Project Canterbury

Conversations on Ritualism
Anonymous [Charles Woodruff Rankin]

New-York: Hurd and Houghton, 1867.

Conversation IV.

Parishioner.—I have come to the Rectory this evening, Mr. Wilson, to return the volume you kindly lent me, and to thank you for the very great pleasure you have given me. I have rarely enjoyed a sermon so much as this on "The Liturgy of Heaven," by Bishop Coxe.

Rector.—I knew you would be pleased with it, and I think it must have satisfied you that Ritualism is not necessarily unspiritual.

Par.—Not only that, but it has thrown light upon another subject which you have alluded to, namely, the identity in spirit between the Jewish and Christian systems. He shows that there has been an organic unity in the various dispensations of Christ's Church, and that the same principles obtain throughout the whole, while the full and glorious consummation of these preparatory systems await us in the Church in glory.

Rec.—Yes, this is an important truth. St. Paul speaks of the Jewish system as the "shadow of good things to come," but not "the very image of the things;" this is in the Christian Church. There is the same difference between the law and the gospel that there is between a shadow, or more properly an outline, and an exact image or representation of any thing. The great reality to which all the dispensations point is the heavenly worship of "the Lamb slain from the foundation of the world;" this is revealed in the Apocalypse. The Mosaic Ritual was a shadow or an outline of that great reality, for Moses was expressly commanded "to make all things according to the pattern showed him in the mount." This preparatory system gave way in time to the Christian Church, which brings us closer to that Divine Reality; it is "the image" of it. As has been truly said, "the shadow was in the law, the image in the gospel, and the reality in heaven."

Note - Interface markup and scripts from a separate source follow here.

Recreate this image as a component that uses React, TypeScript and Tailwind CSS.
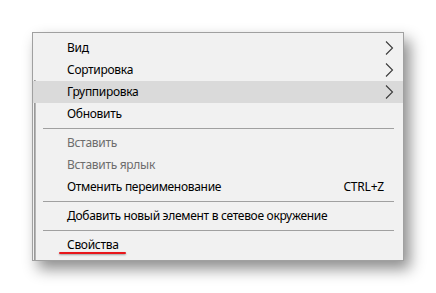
import React from "react";

const Chevron = () => (
  <svg width="9" height="14" viewBox="0 0 9 14" className="block">
    <path d="M1 0.5 L7.5 7 L1 13.5" fill="none" stroke="#3a3a3a" strokeWidth="1.1" />
  </svg>
);

type Item = { label: string; sub?: boolean; disabled?: boolean; hot?: boolean; shortcut?: string; mark?: boolean };

const Row = ({ item }: { item: Item }) => (
  <div
    className={`relative flex h-[22px] items-center pl-[34px] pr-[10px] ${item.hot ? "bg-[#dadada]" : ""}`}
  >
    <span className={`flex-1 tracking-[-0.3px] ${item.disabled ? "text-[#6d6d6d]" : "text-[#000]"}`}>{item.label}</span>
    {item.shortcut && <span className="mr-[9px] tracking-[-0.2px] text-[#000]">{item.shortcut}</span>}
    {item.sub && (
      <span className="mr-[-1px]">
        <Chevron />
      </span>
    )}
    {item.mark && (
      <div className="absolute left-[26px] top-[18px] h-[2px] w-[67px] rounded-full bg-[#e8161b] shadow-[0_1px_2px_rgba(0,0,0,0.35)]" />
    )}
  </div>
);

const Sep = () => (
  <div className="py-[3px] pl-[10px] pr-[9px]">
    <div className="h-px bg-[#a0a0a0]" />
  </div>
);

export default function App() {
  return (
    <div className="h-[293px] w-[436px] bg-white pl-[32px] pt-[32px]">
      <div
        className="relative w-[372px] border border-[#a0a0a0] bg-[#f1f1f1] py-[4px] text-[12px] leading-none shadow-[6px_8px_14px_rgba(0,0,0,0.45)]"
        style={{ fontFamily: '"Noto Sans", "Open Sans", sans-serif' }}
      >
        <div className="absolute bottom-0 left-[1px] top-[47px] w-[2px] bg-gradient-to-r from-[#8c8c8c] to-[#c4c4c4]" />
        <Row item={{ label: "Вид", sub: true }} />
        <Row item={{ label: "Сортировка", sub: true }} />
        <Row item={{ label: "Группировка", sub: true, hot: true }} />
        <Row item={{ label: "Обновить" }} />
        <Sep />
        <Row item={{ label: "Вставить", disabled: true }} />
        <Row item={{ label: "Вставить ярлык", disabled: true }} />
        <Row item={{ label: "Отменить переименование", shortcut: "CTRL+Z" }} />
        <Sep />
        <Row item={{ label: "Добавить новый элемент в сетевое окружение" }} />
        <Sep />
        <Row item={{ label: "Свойства", mark: true }} />
      </div>
    </div>
  );
}
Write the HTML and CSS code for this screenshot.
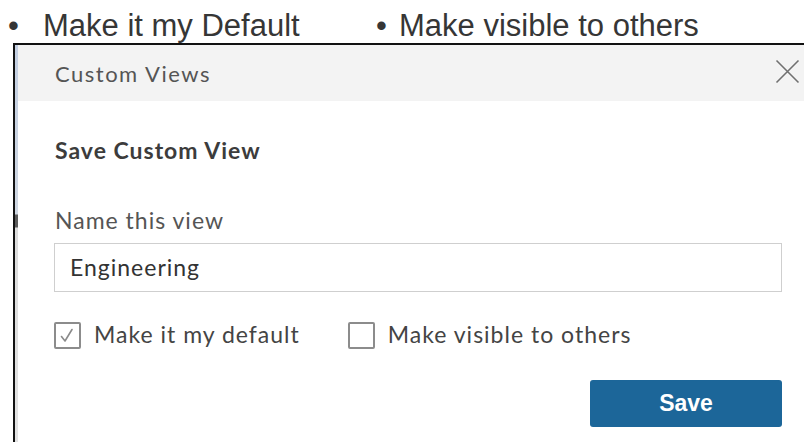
FILE: index.html
```html
<!DOCTYPE html>
<html lang="en">
<head>
<meta charset="utf-8">
<title>Custom Views</title>
<link rel="stylesheet" href="styles.css">
</head>
<body>
<div class="slide">
  <ul class="points">
    <li class="point point-first"><span class="dot">•</span>Make it my Default</li>
    <li class="point point-second"><span class="dot">•</span>Make visible to others</li>
  </ul>

  <section class="dialog">
    <div class="edge"></div>
    <div class="panel">
      <header class="panel-head">
        <span class="panel-title">Custom Views</span>
        <button class="close" type="button" aria-label="Close">
          <svg width="25" height="25" viewBox="0 0 25 25">
            <path d="M1.5 1.5 L23.5 23.5 M23.5 1.5 L1.5 23.5" stroke="#707070" stroke-width="1.6" fill="none"/>
          </svg>
        </button>
      </header>

      <div class="panel-body">
        <h2 class="section-title">Save Custom View</h2>
        <label class="field-label" for="viewName">Name this view</label>
        <div class="field" id="viewName">Engineering</div>

        <div class="options">
          <div class="option">
            <span class="box">
              <svg width="23" height="23" viewBox="0 0 23 23">
                <path d="M5.5 12.5 L9 17 L16 5.5" stroke="#8a8a8a" stroke-width="1.6" fill="none" stroke-linecap="round" stroke-linejoin="round"/>
              </svg>
            </span>
            <span class="option-label">Make it my default</span>
          </div>
          <div class="option">
            <span class="box"></span>
            <span class="option-label">Make visible to others</span>
          </div>
        </div>

        <div class="actions">
          <button class="save" type="button">Save</button>
        </div>
      </div>
    </div>
  </section>
</div>
</body>
</html>
```

FILE: styles.css
```css
html, body {
  margin: 0;
  padding: 0;
  background: #ffffff;
}

.slide {
  width: 804px;
  height: 442px;
  overflow: hidden;
  display: flex;
  flex-direction: column;
}

/* bullet list above the dialog */
.points {
  list-style: none;
  margin: 0;
  padding: 8px 0 0 0;
  height: 35px;
  display: flex;
  font-family: "Liberation Sans", Arial, sans-serif;
  font-size: 31px;
  line-height: 36px;
  color: #363636;
  white-space: nowrap;
}

.point {
  display: flex;
}

.point-first {
  padding-left: 8px;
  width: 368px;
}

.point-first .dot {
  width: 35px;
}

.point-second .dot {
  width: 23px;
}

.dot {
  display: inline-block;
}

/* dialog frame */
.dialog {
  flex: 1;
  margin-left: 13px;
  border-top: 2px solid #111;
  border-left: 2px solid #111;
  display: flex;
  font-family: Lato, "Open Sans", sans-serif;
  letter-spacing: 1px;
}

.edge {
  width: 3px;
  flex: none;
  background: linear-gradient(#c3cfe2 0px, #cfd7e2 169px, #5a5a5a 170px, #5a5a5a 182px, #dcdcdc 183px, #e2e2e2 100%);
}

.panel {
  flex: 1;
  display: flex;
  flex-direction: column;
}

.panel-head {
  height: 56px;
  background: #f3f3f3;
  display: flex;
  align-items: center;
  justify-content: space-between;
  padding: 0 4px 0 37px;
}

.panel-title {
  font-size: 22px;
  line-height: 26px;
  letter-spacing: 1.5px;
  color: #555555;
  margin-top: 1px;
}

.close {
  border: 0;
  background: none;
  padding: 0;
  width: 25px;
  height: 25px;
  margin-top: -4px;
  display: block;
}

.close svg {
  display: block;
}

.panel-body {
  padding: 0 22px 0 36px;
  display: flex;
  flex-direction: column;
}

.section-title {
  margin: 35px 0 0 1px;
  font-size: 23px;
  line-height: 28px;
  font-weight: 700;
  color: #3c3c3c;
}

.field-label {
  margin: 42px 0 0 1px;
  font-size: 23px;
  line-height: 28px;
  color: #555555;
}

.field {
  margin-top: 9px;
  height: 46px;
  border: 1px solid #cfcfcf;
  padding: 0 15px 1px;
  box-sizing: content-box;
  display: flex;
  align-items: center;
  font-size: 23px;
  line-height: 28px;
  color: #333333;
}

.options {
  margin-top: 30px;
  display: flex;
}

.option {
  display: flex;
  align-items: center;
  gap: 13px;
  height: 27px;
}

.option + .option {
  margin-left: 48px;
}

.box {
  width: 23px;
  height: 23px;
  border: 2px solid #8c8c8c;
  border-radius: 2px;
  display: block;
  flex: none;
}

.box svg {
  display: block;
}

.option-label {
  font-size: 23px;
  line-height: 27px;
  margin-top: -2px;
  color: #444444;
}

.actions {
  margin-top: 31px;
  display: flex;
  justify-content: flex-end;
}

.save {
  width: 192px;
  height: 47px;
  border: 0;
  border-radius: 3px;
  background: #1c6699;
  color: #ffffff;
  font-family: "Liberation Sans", Arial, sans-serif;
  font-weight: 700;
  font-size: 23px;
  letter-spacing: 0;
  padding: 0;
}
```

Par.—Yes; and this seems to bind all together in a harmonious unity, showing that there is an organic oneness in all God's dealings with His Church; and it would seem that the whole Ritual of the Temple and the Tabernacle was but the forecast shadow of the Ritual in heaven.

Rec.—I believe it to be true, and I reason thus: If the Ritual solemnities of that which was confessedly dim, imperfect, shadowy, were so glorious, how much more should those which belong to a more perfect dispensation surpass them in beauty and splendor.

Par.—Why, St. Paul has placed this matter beyond all question; he says, "If the ministration of condemnation [that is the Jewish Church] be glory, much more doth the ministration of righteousness [that is the Christian Church] exceed in glory."

Rec.—If this agitation of Ritualism does no other good, it will at least make people study their Bible more, and lead them to some deeper appreciation of its wonderful teachings. But you seem so much interested in this aspect of the question that I would like to call your attention to another book easily accessible, which I think will interest you.

Par.—What is it?

Rec.—It is Bishop Coxe's "Thoughts on the Services."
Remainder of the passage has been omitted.